News Releases from Headquarters›Water (OW)
GRAND RAPIDS (Oct. 23, 2020) — Today, at an event with U.S. Congressman Fred Upton (MI-06) and U.S. Environmental Protection Agency (EPA) Regional Administrator Kurt Thiede, EPA Administrator Andrew Wheeler announced that the City of Grand Rapids was selected to receive a $5.1 million Water Infrastructure Improvements for the Nation (WIIN) Act grant. This funding will help remove lead service lines and support public engagement on the risks of lead in drinking water to improve public health in Grand Rapids.
“Today’s announcement is another example of the Trump Administration’s leadership in helping ensure Americans have safe drinking water, regardless of their zip code,” said EPA Administrator Andrew Wheeler. “As part of the newly formed Water Subcabinet, EPA and its federal partners will do all it can to safeguard the nation’s waters, protect public health and the environment, and help create jobs and spur economic development.”
“This is great day for the Michigan, and for the Grand Rapids community,” said EPA Regional Administrator Kurt Thiede. “This Administration has made it clear that the protection of our drinking water supply, and of the health and safety of Americans across the country has and will remain a top priority.”
“In these unprecedented times with so much uncertainty, families should be able to be certain about this: their drinking water is safe for their children, friends, and loved ones,” said U.S. Congressman Fred Upton (MI-06). “Today’s announcement takes an important step to ensuring just that. This is a critically serious issue, and we need to continue to come together to guarantee safe drinking water for southwest Michigan’s communities.”
In advance of next week’s National Lead Poisoning Prevention Week, EPA is making the first-ever selections under the WIIN Act’s Reduction in Lead Exposure via Drinking Water by announcing $39.9 million in grant funding for ten projects. EPA anticipates that it will award the City of Grand Rapids a grant in the amount of $5.1 million once all legal and administrative requirements are satisfied. The city will use the EPA grant funding to replace private lead service lines in disadvantaged communities. The proposed project intends to focus on disadvantaged communities in 17 contiguous census tracts known as Neighborhoods of Focus, which have a concentration of lead pipes. The project will also include outreach and public education to raise awareness of the health effects of lead in drinking water and ways to reduce lead exposure.

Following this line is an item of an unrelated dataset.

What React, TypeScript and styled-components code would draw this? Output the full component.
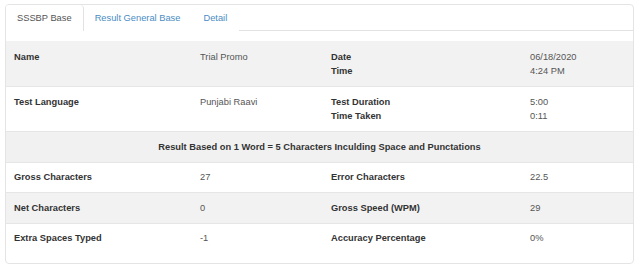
import styled, { createGlobalStyle } from 'styled-components';

const GlobalStyle = createGlobalStyle`
  html, body {
    margin: 0;
    padding: 0;
    background: #ffffff;
  }
  body {
    padding: 4px 6px 0 5px;
    font-family: "Liberation Sans", Arial, sans-serif;
    font-size: 9.3px;
    color: #333;
  }
`;

const Card = styled.div`
  width: 629px;
  box-sizing: border-box;
  border: 1px solid #e4e4e4;
  border-radius: 4px;
  background: #fff;
  overflow: hidden;
  padding-bottom: 10px;
`;

const TabBar = styled.div`
  display: flex;
  height: 25px;
  border-bottom: 1px solid #e2e2e2;
`;

const Tab = styled.div<{ $active?: boolean }>`
  display: flex;
  align-items: center;
  padding: 0 11px;
  margin-bottom: -1px;
  border-right: 1px solid ${p => (p.$active ? '#e2e2e2' : 'transparent')};
  border-top-right-radius: 4px;
  background: #fff;
  color: ${p => (p.$active ? '#555' : '#4a8cc4')};
  height: 26px;
  box-sizing: border-box;
  cursor: pointer;
`;

const Table = styled.div`
  margin-top: 10px;
`;

const Row = styled.div<{ $striped?: boolean }>`
  display: grid;
  grid-template-columns: 186px 131px 199px 1fr;
  background: ${p => (p.$striped ? '#f2f2f2' : '#fff')};
  border-top: 1px solid #e6e6e6;
  &:first-child { border-top-color: #f2f2f2; }
`;

const Cell = styled.div<{ $label?: boolean }>`
  padding: 7.5px 8px;
  line-height: 14.5px;
  font-weight: ${p => (p.$label ? 700 : 400)};
  color: ${p => (p.$label ? '#333' : '#555')};
`;

const HeaderRow = styled.div`
  background: #f1f1f1;
  border-top: 1px solid #e6e6e6;
  padding: 7.5px 8px;
  line-height: 14.5px;
  text-align: center;
  font-weight: 700;
  color: #333;
`;

type Pair = [string, string];

const topRows: { striped: boolean; left: Pair; right: Pair[] }[] = [
  { striped: true, left: ['Name', 'Trial Promo'], right: [['Date', '06/18/2020'], ['Time', '4:24 PM']] },
  { striped: false, left: ['Test Language', 'Punjabi Raavi'], right: [['Test Duration', '5:00'], ['Time Taken', '0:11']] },
];

const resultRows: [string, string, string, string][] = [
  ['Gross Characters', '27', 'Error Characters', '22.5'],
  ['Net Characters', '0', 'Gross Speed (WPM)', '29'],
  ['Extra Spaces Typed', '-1', 'Accuracy Percentage', '0%'],
];

export default function App() {
  return (
    <>
      <GlobalStyle />
      <Card>
        <TabBar>
          <Tab $active>SSSBP Base</Tab>
          <Tab>Result General Base</Tab>
          <Tab>Detail</Tab>
        </TabBar>
        <Table>
          {topRows.map(r => (
            <Row key={r.left[0]} $striped={r.striped}>
              <Cell $label>{r.left[0]}</Cell>
              <Cell>{r.left[1]}</Cell>
              <Cell $label>
                {r.right.map(p => (
                  <div key={p[0]}>{p[0]}</div>
                ))}
              </Cell>
              <Cell>
                {r.right.map(p => (
                  <div key={p[0]}>{p[1]}</div>
                ))}
              </Cell>
            </Row>
          ))}
          <HeaderRow>Result Based on 1 Word = 5 Characters Inculding Space and Punctations</HeaderRow>
          {resultRows.map((r, i) => (
            <Row key={r[0]} $striped={i % 2 === 1}>
              <Cell $label>{r[0]}</Cell>
              <Cell>{r[1]}</Cell>
              <Cell $label>{r[2]}</Cell>
              <Cell>{r[3]}</Cell>
            </Row>
          ))}
        </Table>
      </Card>
    </>
  );
}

In addition to announcing these WIIN Act grants, EPA is helping finance projects that remove sources of lead in drinking water through the new and innovative Water Infrastructure Finance and Innovation Act (WIFIA) loan program and through the State Revolving Funds. Under the Water Infrastructure Fund Transfer Act (WIFTA), Michigan made a one-time transfer of $102 million from the state’s Clean Water State Revolving Fund to its Drinking Water State Revolving Fund (DWSRF) for lead-related, DWSRF-eligible projects.
The 2016 Water Infrastructure Improvements for the Nation Act (WIIN Act) addresses, supports, and improves America's drinking water infrastructure. Included in the WIIN Act are three drinking water grants that promote public health and the protection of the environment. Since 2018, EPA has made available more than $69 million to support testing for lead in drinking water at schools and child care programs and $42.8 million to assist public water systems in underserved, small, and disadvantaged communities meet Safe Drinking Water Act requirements.